Well, the war in Iraq is a good case study because Christians have found themselves on varied sides of this issue.  Some Christians as Christians continue to support the decision for war in Iraq because it disposed a tyrant who had presumed the power of God against his people.  Other Christians as Christians continue to argue against the decision for war because they believed it was a premature and unjust exercise of power, and they believed that there were other ways to counter a tyrant. I continue to find myself in among that later group. As many of you know, I went to jail in a non-violent and prayerful protest against this war because I believe preventative wars, such as the war in Iraq, are unjust. I've asked myself many times whether my action was the right one, and I continue to answer that question in the affirmative even though uncertainties remain. For you see, I am not God, and I know I didn't have to tell you that. But it is an important acknowledgement nonetheless. Just as important, the governing authority is not God. All of which is to say that all of us in this country-Christians, non-Christians, Jews, Muslims, governing authorities-are partial and fallible people.
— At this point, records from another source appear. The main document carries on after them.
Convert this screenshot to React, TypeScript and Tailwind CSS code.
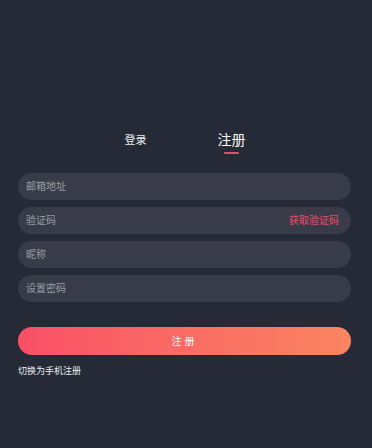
import { useState } from "react";

const fields = [
  { key: "email", placeholder: "邮箱地址" },
  { key: "code", placeholder: "验证码", action: "获取验证码" },
  { key: "nick", placeholder: "昵称" },
  { key: "pwd", placeholder: "设置密码", type: "password" },
];

export default function App() {
  const [tab, setTab] = useState("register");

  return (
    <div
      className="min-h-[448px] w-full bg-[#262a37] pl-[18px] pr-[21px] pt-[130px]"
      style={{ fontFamily: '"Noto Sans", "Noto Sans CJK SC", sans-serif' }}
    >
      <div className="flex justify-center pr-[2px]">
        <button
          onClick={() => setTab("login")}
          className={`flex h-[26px] w-24 flex-col items-center leading-[20px] text-[#eceef2] ${tab === "login" ? "text-[14px]" : "text-[11px]"}`}
        >
          登录
        </button>
        <button
          onClick={() => setTab("register")}
          className="flex h-[26px] w-24 flex-col items-center text-[14px] leading-[20px] text-white"
        >
          注册
          <span className="mt-[2px] h-[2px] w-[15px] rounded-full bg-[#e0506a]" />
        </button>
      </div>

      <div className="mt-[17px] flex flex-col gap-[7px]">
        {fields.map((f) => (
          <div
            key={f.key}
            className="flex h-[27px] items-center rounded-full bg-[#393c48] pl-[8px] pr-[12px]"
          >
            <input
              type={f.type ?? "text"}
              placeholder={f.placeholder}
              className="min-w-0 flex-1 bg-transparent text-[10px] text-white outline-none placeholder:text-[#9b9da5]"
            />
            {f.action && (
              <span className="text-[10px] text-[#e2506a]">{f.action}</span>
            )}
          </div>
        ))}
      </div>

      <button className="mt-[25px] flex h-[28px] w-full items-center justify-center rounded-full bg-gradient-to-r from-[#f94f66] to-[#fa8462] text-[10px] tracking-[0.3em] text-white">
        注册
      </button>

      <div className="mt-[9px] text-[9px] text-[#eceef2]">
        切换为手机注册
      </div>
    </div>
  );
}
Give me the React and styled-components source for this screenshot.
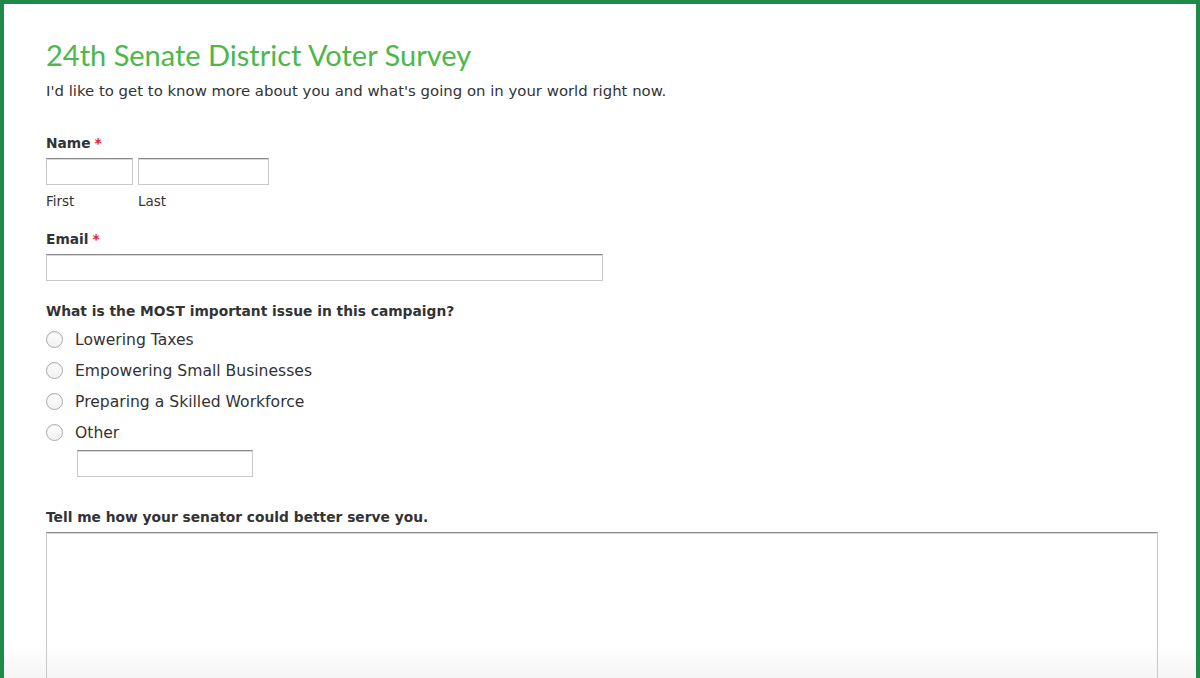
import React from 'react';
import styled, { createGlobalStyle } from 'styled-components';

const GlobalStyle = createGlobalStyle`
  html, body {
    margin: 0;
    padding: 0;
    background: #fff;
  }
`;

const Frame = styled.div`
  box-sizing: border-box;
  height: 678px;
  overflow: hidden;
  border: 4px solid #1f8a4a;
  border-bottom: none;
  background: linear-gradient(to bottom, #fff 0, #fff 640px, #f4f4f4 678px);
  font-family: 'DejaVu Sans', 'Liberation Sans', sans-serif;
  color: #333;
`;

const Form = styled.form`
  padding: 34px 0 0 42px;
  width: 1112px;
`;

const Title = styled.h1`
  margin: 0;
  font-family: Lato, 'Open Sans', sans-serif;
  font-weight: 400;
  font-size: 29px;
  line-height: 34px;
  color: #4cb848;
`;

const Intro = styled.p`
  margin: 9px 0 0;
  font-size: 14.9px;
  line-height: 20px;
`;

const Field = styled.div`
  margin-top: ${(p) => p.gap || 22}px;
`;

const Label = styled.div`
  font-size: 13.8px;
  font-weight: bold;
  line-height: 18px;
  margin-bottom: 6px;
`;

const Req = styled.span`
  color: #e0212e;
  margin-left: 4px;
`;

const Row = styled.div`
  display: flex;
  gap: 5px;
`;

const Part = styled.div`
  display: flex;
  flex-direction: column;
`;

const Sub = styled.span`
  font-size: 13.5px;
  line-height: 16px;
  margin-top: 8px;
  color: #333;
`;

const Input = styled.input`
  box-sizing: border-box;
  width: ${(p) => p.w}px;
  height: 27px;
  margin: ${(p) => p.m || 0};
  border: 1px solid #c8c8c8;
  border-top-color: #8a8a8a;
  box-shadow: inset 0 1px 0 #d8d8d8;
  background: #fff;
  padding: 2px 4px;
  font: inherit;
  outline: none;
`;

const Options = styled.div`
  display: flex;
  flex-direction: column;
  margin-top: -2px;
`;

const Option = styled.label`
  display: flex;
  align-items: center;
  height: 31px;
  font-size: 15.6px;
`;

const Radio = styled.span`
  box-sizing: border-box;
  width: 17px;
  height: 17px;
  border-radius: 50%;
  border: 1px solid #aaa;
  background: linear-gradient(#fdfdfd, #f1f1f1);
  box-shadow: inset 0 1px 1px rgba(0, 0, 0, 0.06);
  margin-right: 12px;
`;

const TextArea = styled.textarea`
  display: block;
  box-sizing: border-box;
  width: 1112px;
  height: 200px;
  border: 1px solid #c8c8c8;
  border-top-color: #8a8a8a;
  box-shadow: inset 0 1px 0 #d8d8d8;
  background: transparent;
  resize: none;
  outline: none;
`;

const issues = [
  'Lowering Taxes',
  'Empowering Small Businesses',
  'Preparing a Skilled Workforce',
  'Other'
];

export default function App() {
  return (
    <>
      <GlobalStyle />
      <Frame>
        <Form>
          <Title>24th Senate District Voter Survey</Title>
          <Intro>
            I'd like to get to know more about you and what's going on in your world right now.
          </Intro>

          <Field gap={33}>
            <Label>
              Name<Req>*</Req>
            </Label>
            <Row>
              <Part>
                <Input w={87} />
                <Sub>First</Sub>
              </Part>
              <Part>
                <Input w={131} />
                <Sub>Last</Sub>
              </Part>
            </Row>
          </Field>

          <Field gap={21}>
            <Label>
              Email<Req>*</Req>
            </Label>
            <Input w={557} />
          </Field>

          <Field gap={21}>
            <Label>What is the MOST important issue in this campaign?</Label>
            <Options>
              {issues.map((t) => (
                <Option key={t}>
                  <Radio />
                  {t}
                </Option>
              ))}
            </Options>
            <Input w={176} m="2px 0 0 31px" />
          </Field>

          <Field gap={31}>
            <Label>Tell me how your senator could better serve you.</Label>
            <TextArea />
          </Field>
        </Form>
      </Frame>
    </>
  );
}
So what do you do after you've finally made such an important acknowledgment?  Well, Michael Walzer, a political theorist who likewise acknowledges the partial and fallible character of every individual and community, says that nonetheless we "can acknowledge each other's different ways, respond to each other's cries for help, learn from each other, and march (sometimes) in each other's parades." 2  The parade possibility, it seems to me, is an intriguing ground from which Presbyterians can move into the public square to promote good and to counter evil. Indeed, the parade possibility could be a critical symbol for our public life in that even though we are a people of a particular covenant that began with Abraham and Sarah and extends to us through Jesus, we also affirm that our particular covenant is a part of a larger and inclusive covenant-for Jews, it is the one God made with Noah; for Presbyterians, it is the one God made with Adam -which means we are in covenant relation with all humankind. So the possibility of walking in one another's parades is not simply a nice thing to do, it is our calling. We need each other! Then how do we as Presbyterian put the parade possibility into practice?  We do so by making sure that our table is large, and relevant people are invited to it, like Jews who might disagree with us when we single out Israel for divestiture. 

Later in the service, communion vessels from around the world will be placed on this table in honor of World Communion Sunday, and among those vessels are ones from Palestine and Israel. It is our hope that these vessels can become symbols of our commitment to peace in that fragile part of the world, and that we might be invited to one another's table on the hope of marching in one another's parades. 

 
             
  Gold Divider Rule
  Dr. Roger J. Gench is currently serving as the pastor of The New York Avenue Presbyterian Church in Washington, D.C.   
             
 
  Footnotes
  1. Horrific acts of violence and deadly attacks on innocent people, whether carried out by Palestinian "suicide bombers" or by the Israeli military, are abhorrent and inexcusable by all measures, and are a dead-end alternative to a negotiated settlement of the conflict. The United States needs, now more than ever, to become an honest, even handed-broker for peace, and should review its approach to the problem, allowing more room for the  meaningful  participation of other members of the U.N.-designated "Quartet" (the US, Russia, Germany, and France) and others. (Minutes, Part I, 2004, p. 65)
  2. Quoted in Eric Mount, "Covenant, Community, and the Common Good," p. 18.